>>>>>
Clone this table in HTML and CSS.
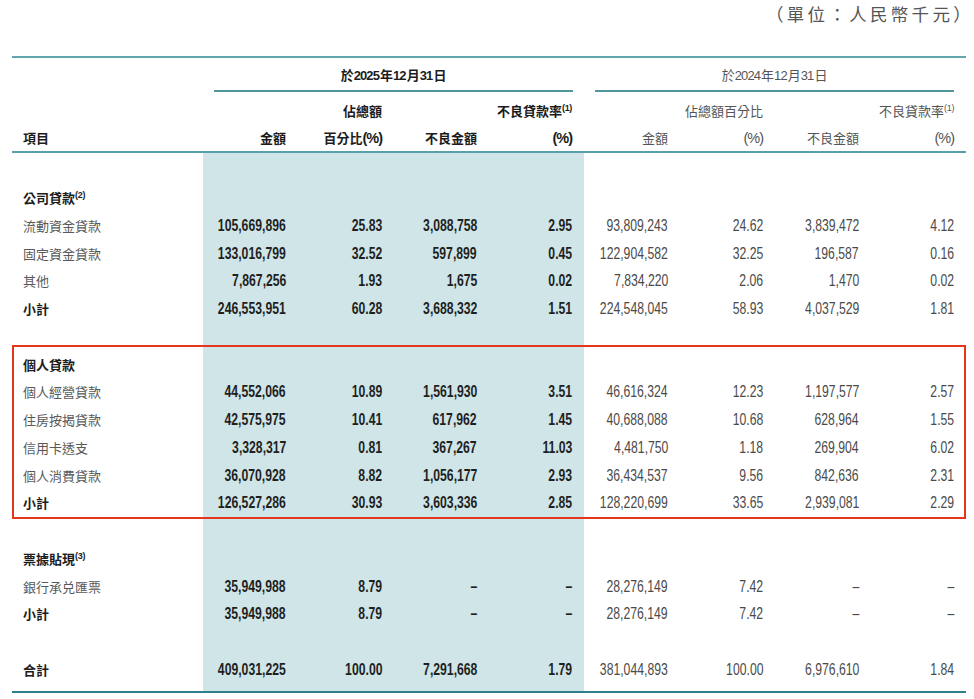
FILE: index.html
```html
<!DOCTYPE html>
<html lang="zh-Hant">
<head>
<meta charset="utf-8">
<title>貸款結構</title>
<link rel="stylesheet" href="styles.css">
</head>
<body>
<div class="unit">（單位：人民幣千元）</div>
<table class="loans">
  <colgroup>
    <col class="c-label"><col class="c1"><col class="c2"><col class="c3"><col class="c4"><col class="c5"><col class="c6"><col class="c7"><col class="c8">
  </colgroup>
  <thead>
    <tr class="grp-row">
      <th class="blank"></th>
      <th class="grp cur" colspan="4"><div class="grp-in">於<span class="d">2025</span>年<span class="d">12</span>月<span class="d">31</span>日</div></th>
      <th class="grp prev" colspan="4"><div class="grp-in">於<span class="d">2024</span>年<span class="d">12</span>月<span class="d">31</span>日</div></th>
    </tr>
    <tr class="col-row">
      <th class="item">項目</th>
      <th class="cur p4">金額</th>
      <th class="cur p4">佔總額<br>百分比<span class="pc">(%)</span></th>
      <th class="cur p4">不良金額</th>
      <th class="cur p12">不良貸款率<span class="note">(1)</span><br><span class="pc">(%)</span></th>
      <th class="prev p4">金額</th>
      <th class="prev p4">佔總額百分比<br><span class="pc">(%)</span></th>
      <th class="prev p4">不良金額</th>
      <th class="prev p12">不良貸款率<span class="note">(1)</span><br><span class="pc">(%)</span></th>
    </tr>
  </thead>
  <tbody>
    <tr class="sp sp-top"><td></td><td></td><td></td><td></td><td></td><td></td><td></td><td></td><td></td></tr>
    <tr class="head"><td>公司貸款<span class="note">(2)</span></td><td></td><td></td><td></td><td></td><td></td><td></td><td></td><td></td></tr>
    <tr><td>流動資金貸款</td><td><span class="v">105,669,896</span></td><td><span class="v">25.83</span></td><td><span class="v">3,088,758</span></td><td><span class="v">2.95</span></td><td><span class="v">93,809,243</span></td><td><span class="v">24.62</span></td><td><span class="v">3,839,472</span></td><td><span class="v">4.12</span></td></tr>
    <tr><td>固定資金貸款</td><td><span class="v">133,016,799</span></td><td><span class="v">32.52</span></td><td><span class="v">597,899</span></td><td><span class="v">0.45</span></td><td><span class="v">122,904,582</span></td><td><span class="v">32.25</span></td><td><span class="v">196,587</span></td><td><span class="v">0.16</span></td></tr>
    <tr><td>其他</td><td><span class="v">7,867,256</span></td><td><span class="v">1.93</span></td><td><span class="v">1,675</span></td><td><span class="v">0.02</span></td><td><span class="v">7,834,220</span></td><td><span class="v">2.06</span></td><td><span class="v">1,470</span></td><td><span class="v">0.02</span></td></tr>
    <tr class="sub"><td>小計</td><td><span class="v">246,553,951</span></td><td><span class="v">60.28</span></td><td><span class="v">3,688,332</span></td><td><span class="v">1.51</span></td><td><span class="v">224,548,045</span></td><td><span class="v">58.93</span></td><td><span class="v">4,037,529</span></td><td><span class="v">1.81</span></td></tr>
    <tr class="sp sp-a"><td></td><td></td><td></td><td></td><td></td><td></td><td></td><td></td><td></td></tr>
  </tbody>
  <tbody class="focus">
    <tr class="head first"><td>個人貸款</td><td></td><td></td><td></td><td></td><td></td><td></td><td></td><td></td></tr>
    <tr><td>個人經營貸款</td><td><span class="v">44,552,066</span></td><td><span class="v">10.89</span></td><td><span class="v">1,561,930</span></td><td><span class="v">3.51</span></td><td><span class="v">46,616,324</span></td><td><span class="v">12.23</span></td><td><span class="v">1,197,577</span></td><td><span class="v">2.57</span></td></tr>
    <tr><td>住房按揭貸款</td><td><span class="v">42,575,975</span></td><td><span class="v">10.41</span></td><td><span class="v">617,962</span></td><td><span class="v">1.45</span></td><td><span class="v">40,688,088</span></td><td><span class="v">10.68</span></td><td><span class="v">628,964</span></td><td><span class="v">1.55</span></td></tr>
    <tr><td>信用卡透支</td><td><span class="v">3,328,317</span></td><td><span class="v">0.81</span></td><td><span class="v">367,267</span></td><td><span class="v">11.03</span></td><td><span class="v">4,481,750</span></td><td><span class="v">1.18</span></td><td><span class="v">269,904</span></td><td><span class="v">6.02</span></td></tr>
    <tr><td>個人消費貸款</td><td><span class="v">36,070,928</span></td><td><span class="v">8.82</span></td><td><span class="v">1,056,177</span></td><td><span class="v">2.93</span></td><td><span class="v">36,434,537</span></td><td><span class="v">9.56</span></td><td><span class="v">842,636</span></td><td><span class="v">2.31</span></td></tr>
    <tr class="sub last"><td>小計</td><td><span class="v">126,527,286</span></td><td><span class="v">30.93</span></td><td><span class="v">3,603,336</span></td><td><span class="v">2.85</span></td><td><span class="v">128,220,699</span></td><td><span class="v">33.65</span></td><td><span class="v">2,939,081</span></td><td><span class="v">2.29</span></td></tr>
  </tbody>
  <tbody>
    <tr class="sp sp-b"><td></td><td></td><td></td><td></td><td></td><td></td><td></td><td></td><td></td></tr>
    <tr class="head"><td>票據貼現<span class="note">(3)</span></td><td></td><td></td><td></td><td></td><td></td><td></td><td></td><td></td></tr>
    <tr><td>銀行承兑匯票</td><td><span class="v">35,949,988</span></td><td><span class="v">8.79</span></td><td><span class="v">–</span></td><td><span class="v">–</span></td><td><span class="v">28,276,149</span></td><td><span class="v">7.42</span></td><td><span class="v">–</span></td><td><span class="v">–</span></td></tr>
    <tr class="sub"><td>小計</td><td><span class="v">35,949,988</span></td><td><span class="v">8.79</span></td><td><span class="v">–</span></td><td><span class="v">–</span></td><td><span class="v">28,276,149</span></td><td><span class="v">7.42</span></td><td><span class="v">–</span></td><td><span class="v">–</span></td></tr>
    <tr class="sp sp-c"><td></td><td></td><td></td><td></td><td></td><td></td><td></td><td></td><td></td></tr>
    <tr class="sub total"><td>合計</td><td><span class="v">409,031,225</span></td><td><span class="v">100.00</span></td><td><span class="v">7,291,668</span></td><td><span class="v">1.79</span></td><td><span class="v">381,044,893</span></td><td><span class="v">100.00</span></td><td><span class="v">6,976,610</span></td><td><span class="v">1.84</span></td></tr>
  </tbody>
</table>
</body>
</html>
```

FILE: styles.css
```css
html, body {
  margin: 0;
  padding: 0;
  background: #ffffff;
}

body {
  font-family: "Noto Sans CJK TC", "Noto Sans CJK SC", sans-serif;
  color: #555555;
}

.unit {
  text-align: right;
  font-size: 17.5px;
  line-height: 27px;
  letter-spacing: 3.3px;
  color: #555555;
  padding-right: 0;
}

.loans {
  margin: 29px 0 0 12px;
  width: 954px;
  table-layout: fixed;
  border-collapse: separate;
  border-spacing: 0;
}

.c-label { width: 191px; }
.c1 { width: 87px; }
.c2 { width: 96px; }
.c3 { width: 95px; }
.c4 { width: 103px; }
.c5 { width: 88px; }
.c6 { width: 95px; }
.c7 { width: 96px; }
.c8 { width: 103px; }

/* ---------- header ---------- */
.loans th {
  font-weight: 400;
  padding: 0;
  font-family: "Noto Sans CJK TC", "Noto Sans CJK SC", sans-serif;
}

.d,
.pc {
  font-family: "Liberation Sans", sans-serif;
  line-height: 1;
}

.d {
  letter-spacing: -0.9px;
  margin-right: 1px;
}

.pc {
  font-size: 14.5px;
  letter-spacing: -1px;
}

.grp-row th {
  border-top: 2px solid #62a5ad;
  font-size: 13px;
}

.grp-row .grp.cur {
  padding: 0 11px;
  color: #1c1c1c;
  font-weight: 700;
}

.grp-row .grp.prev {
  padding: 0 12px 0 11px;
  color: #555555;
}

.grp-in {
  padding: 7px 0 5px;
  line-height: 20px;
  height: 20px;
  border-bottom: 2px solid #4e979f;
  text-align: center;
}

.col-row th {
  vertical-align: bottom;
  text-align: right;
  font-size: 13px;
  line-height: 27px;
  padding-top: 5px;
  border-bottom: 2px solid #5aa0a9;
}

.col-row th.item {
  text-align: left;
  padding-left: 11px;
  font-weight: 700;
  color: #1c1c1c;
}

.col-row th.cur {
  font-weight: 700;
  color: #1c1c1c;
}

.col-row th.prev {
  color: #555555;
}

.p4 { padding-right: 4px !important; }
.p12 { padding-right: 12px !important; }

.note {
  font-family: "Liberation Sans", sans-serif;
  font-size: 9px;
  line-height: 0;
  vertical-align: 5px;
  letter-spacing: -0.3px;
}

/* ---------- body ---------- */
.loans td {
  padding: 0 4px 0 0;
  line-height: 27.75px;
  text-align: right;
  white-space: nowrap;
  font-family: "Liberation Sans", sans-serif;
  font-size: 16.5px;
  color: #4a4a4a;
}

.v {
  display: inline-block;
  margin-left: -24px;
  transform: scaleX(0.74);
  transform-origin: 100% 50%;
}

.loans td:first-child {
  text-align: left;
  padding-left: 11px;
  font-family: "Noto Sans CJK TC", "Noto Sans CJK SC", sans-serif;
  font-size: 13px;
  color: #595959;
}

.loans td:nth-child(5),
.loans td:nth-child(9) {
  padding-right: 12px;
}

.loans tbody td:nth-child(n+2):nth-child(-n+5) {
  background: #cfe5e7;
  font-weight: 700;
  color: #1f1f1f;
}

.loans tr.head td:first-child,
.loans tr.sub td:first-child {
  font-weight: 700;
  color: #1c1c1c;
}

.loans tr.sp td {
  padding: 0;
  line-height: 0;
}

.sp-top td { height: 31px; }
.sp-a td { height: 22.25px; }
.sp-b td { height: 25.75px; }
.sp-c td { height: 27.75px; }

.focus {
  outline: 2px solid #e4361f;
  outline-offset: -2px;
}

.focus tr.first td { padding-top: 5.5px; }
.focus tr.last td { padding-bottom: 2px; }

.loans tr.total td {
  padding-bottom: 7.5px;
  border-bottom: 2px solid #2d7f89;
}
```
<<<<<
In the material above, how many lines hold the word "table"? Say only the number.

**The reply**
4